Crissi joined the volunteer Complementary Therapy team in 2012. Patients and their carers can enjoy therapies ranging from massage to Reiki. She says: “Many people have the wrong impression of a hospice, believing it is a place of sadness and despair. It is a place of support, safety and calm. Friendships are made, solidarity abounds; we help and hold each other up when it’s needed. I loved working with the Trinity team.

“In 2014 we sold our family house and purchased a garden with a bungalow!! After 9 months of hard work we finally moved in and returned from a holiday to find hundreds of tiny flowers had bloomed – it was like a message saying HELLO! Look at our potential! I set about watering the flowers but the next thing I remember I woke up on the floor and realised I could not move my legs. That day was the last time I stood up, and it was whilst doing something in the garden that I had such a vision for.”

Crissi had a spinal cord injury caused by a blood clot and was paralysed from the waist down. She spent months in hospital, and when she returned home she and her husband had to remodel the house that had so recently been completed.

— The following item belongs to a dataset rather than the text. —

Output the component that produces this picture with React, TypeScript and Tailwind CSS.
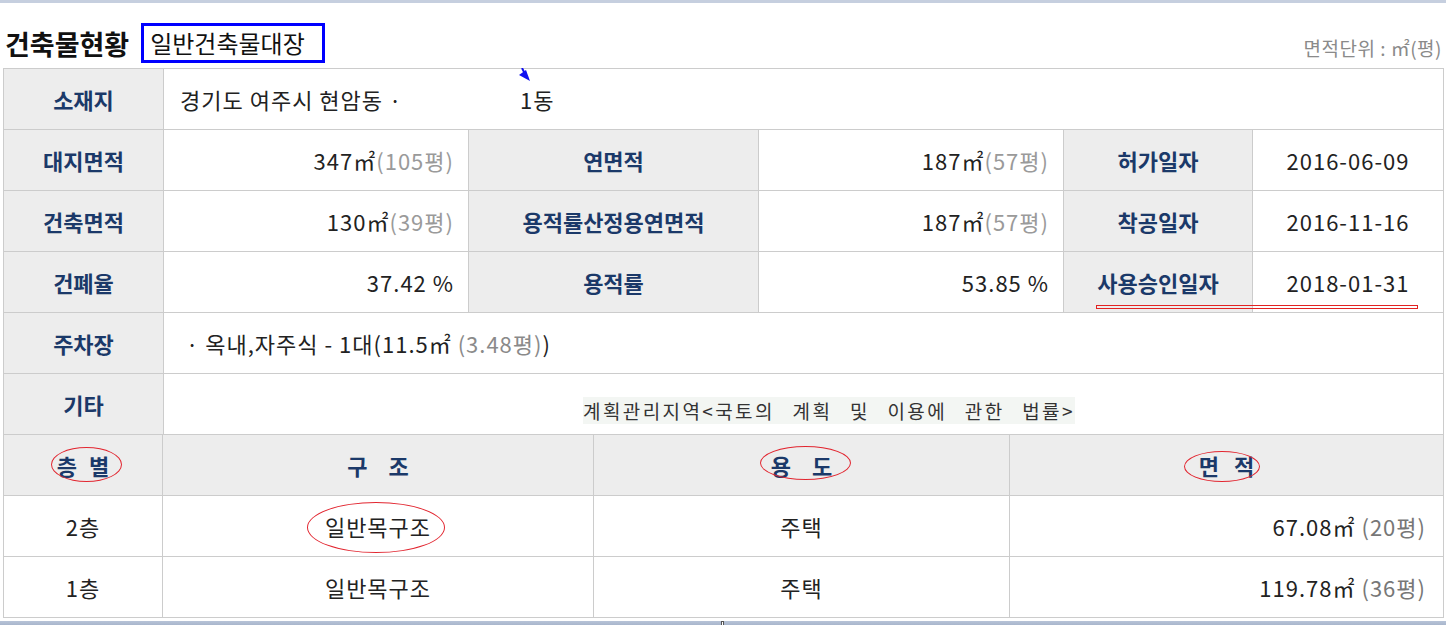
import React from "react";

function Th({ children, className = "" }: { children: React.ReactNode; className?: string }) {
  return (
    <div className={"bg-[#ededed] flex items-center justify-center font-bold text-[22px] text-[#1b3969] " + className}>
      {children}
    </div>
  );
}

function Num({ v, p }: { v: string; p: string }) {
  return (
    <div className="bg-white flex items-center justify-end pr-[14px] text-[22px] tracking-[1px] text-[#222]">
      <span>{v}</span>
      <span className="text-[#9a9a9a]">{p}</span>
    </div>
  );
}

function Plain({ children, className = "" }: { children: React.ReactNode; className?: string }) {
  return (
    <div className={"bg-white flex items-center text-[22px] tracking-[1px] text-[#222] " + className}>{children}</div>
  );
}

export default function App() {
  return (
    <div className="relative w-[1446px] h-[625px] overflow-hidden bg-white font-['Noto_Sans_CJK_KR','Noto_Sans',sans-serif]">
      <div className="h-[3px] bg-[#c6cfdf]" />
      <div className="h-[65px] flex items-end justify-between pl-[5px] pr-[4px] pb-[5px]">
        <div className="flex items-center gap-[12px]">
          <h2 className="text-[27px] font-bold text-[#111] leading-none">건축물현황</h2>
          <div className="border-[3px] border-[#0000ff] w-[184px] h-[40px] flex items-center pl-[6px] text-[24px] text-[#111]">
            일반건축물대장
          </div>
        </div>
        <span className="text-[19px] tracking-[0.5px] text-[#8a8a8a] mb-[1px]">면적단위 : ㎡(평)</span>
      </div>

      <div className="ml-[3px] w-[1441px] grid grid-cols-[159px_304px_289px_304px_188px_190px] auto-rows-[60px] gap-px bg-[#cccccc] border border-[#cccccc]">
        <Th>소재지</Th>
        <Plain className="col-span-5 pl-[16px]">
          <span className="inline-block w-[340px]">경기도 여주시 현암동 ·</span>
          <span>1동</span>
        </Plain>

        <Th>대지면적</Th>
        <Num v="347㎡" p="(105평)" />
        <Th>연면적</Th>
        <Num v="187㎡" p="(57평)" />
        <Th>허가일자</Th>
        <Plain className="justify-center">2016-06-09</Plain>

        <Th>건축면적</Th>
        <Num v="130㎡" p="(39평)" />
        <Th>용적률산정용연면적</Th>
        <Num v="187㎡" p="(57평)" />
        <Th>착공일자</Th>
        <Plain className="justify-center">2016-11-16</Plain>

        <Th>건폐율</Th>
        <Plain className="justify-end pr-[14px]">37.42 %</Plain>
        <Th>용적률</Th>
        <Plain className="justify-end pr-[14px]">53.85 %</Plain>
        <Th>사용승인일자</Th>
        <Plain className="justify-center">2018-01-31</Plain>

        <Th>주차장</Th>
        <Plain className="col-span-5 pl-[22px] whitespace-pre">
          <span>· 옥내,자주식 - 1대(11.5㎡ </span>
          <span className="text-[#8a8a8a]">(3.48평)</span>
          <span>)</span>
        </Plain>

        <Th>기타</Th>
        <div className="col-span-5 bg-white flex items-start pt-[23px] pl-[419px]">
          <span className="bg-[#f3f6f3] text-[19px] leading-[27px] text-[#333] tracking-[2.4px] [word-spacing:11px] whitespace-pre">
            계획관리지역&lt;국토의 계획 및 이용에 관한 법률&gt;
          </span>
        </div>
      </div>

      <div className="ml-[3px] w-[1441px] grid grid-cols-[158px_430px_415px_433px] auto-rows-[60px] gap-px bg-[#cccccc] border border-t-0 border-[#cccccc]">
        <Th className="gap-[12px]">
          <span>층</span>
          <span>별</span>
        </Th>
        <Th className="gap-[21px]">
          <span>구</span>
          <span>조</span>
        </Th>
        <Th className="gap-[21px]">
          <span>용</span>
          <span>도</span>
        </Th>
        <Th className="gap-[15px]">
          <span>면</span>
          <span>적</span>
        </Th>

        <Plain className="justify-center">2층</Plain>
        <Plain className="justify-center">일반목구조</Plain>
        <Plain className="justify-center">주택</Plain>
        <Plain className="justify-end pr-[17px] whitespace-pre">
          <span>67.08㎡ </span>
          <span className="text-[#777]">(20평)</span>
        </Plain>

        <Plain className="justify-center">1층</Plain>
        <Plain className="justify-center">일반목구조</Plain>
        <Plain className="justify-center">주택</Plain>
        <Plain className="justify-end pr-[17px] whitespace-pre">
          <span>119.78㎡ </span>
          <span className="text-[#777]">(36평)</span>
        </Plain>
      </div>

      <div className="h-[3px]" />
      <div className="relative h-[5px] bg-gradient-to-b from-[#b7c3d7] to-[#a5b3ca]">
        <div className="absolute left-[721px] top-0 w-[3px] h-[5px] bg-white border border-[#555]" />
      </div>

      {/* overlays */}
      <svg className="absolute left-[519px] top-[68px]" width="13" height="14" viewBox="0 0 13 14">
        <polygon points="0,7 7,2 11,13" fill="#1010f0" />
        <line x1="3" y1="0" x2="6" y2="6" stroke="#1010f0" strokeWidth="2" />
      </svg>
      <div className="absolute left-[1096px] top-[305px] w-[322px] h-[4px] border border-[#e22222]" />
      <div className="absolute left-[51px] top-[447px] w-[71px] h-[35px] rounded-[50%] border border-[#e22630]" />
      <div className="absolute left-[307px] top-[502px] w-[138px] h-[51px] rounded-[50%] border border-[#e22630]" />
      <div className="absolute left-[760px] top-[446px] w-[91px] h-[34px] rounded-[50%] border border-[#e22630]" />
      <div className="absolute left-[1184px] top-[451px] w-[76px] h-[31px] rounded-[50%] border border-[#e22630]" />
    </div>
  );
}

She says: “The reason for loving the bungalow so much was my vision for the garden; but how could I bring it back to life when my life had been broken?. I just didn’t know how I would accomplish it. Friends and family were a massive support and one of these was Donna, who co-ordinates the Complementary Therapy team at Trinity. She knew that I love Northern Soul and Motown and before my life changed I had started DJ- ing. Donna suggested coming back and playing music for patients in the Day Unit. We gave it a go and what a success! I always held a belief that music is medicine and this proves it.

“Patients share their memories, the music transports them to happy times, very often they will get up with the volunteers and nursing staff to have a little dance. I just look and think I’m in the presence of something so special to see this – all from the power of music.”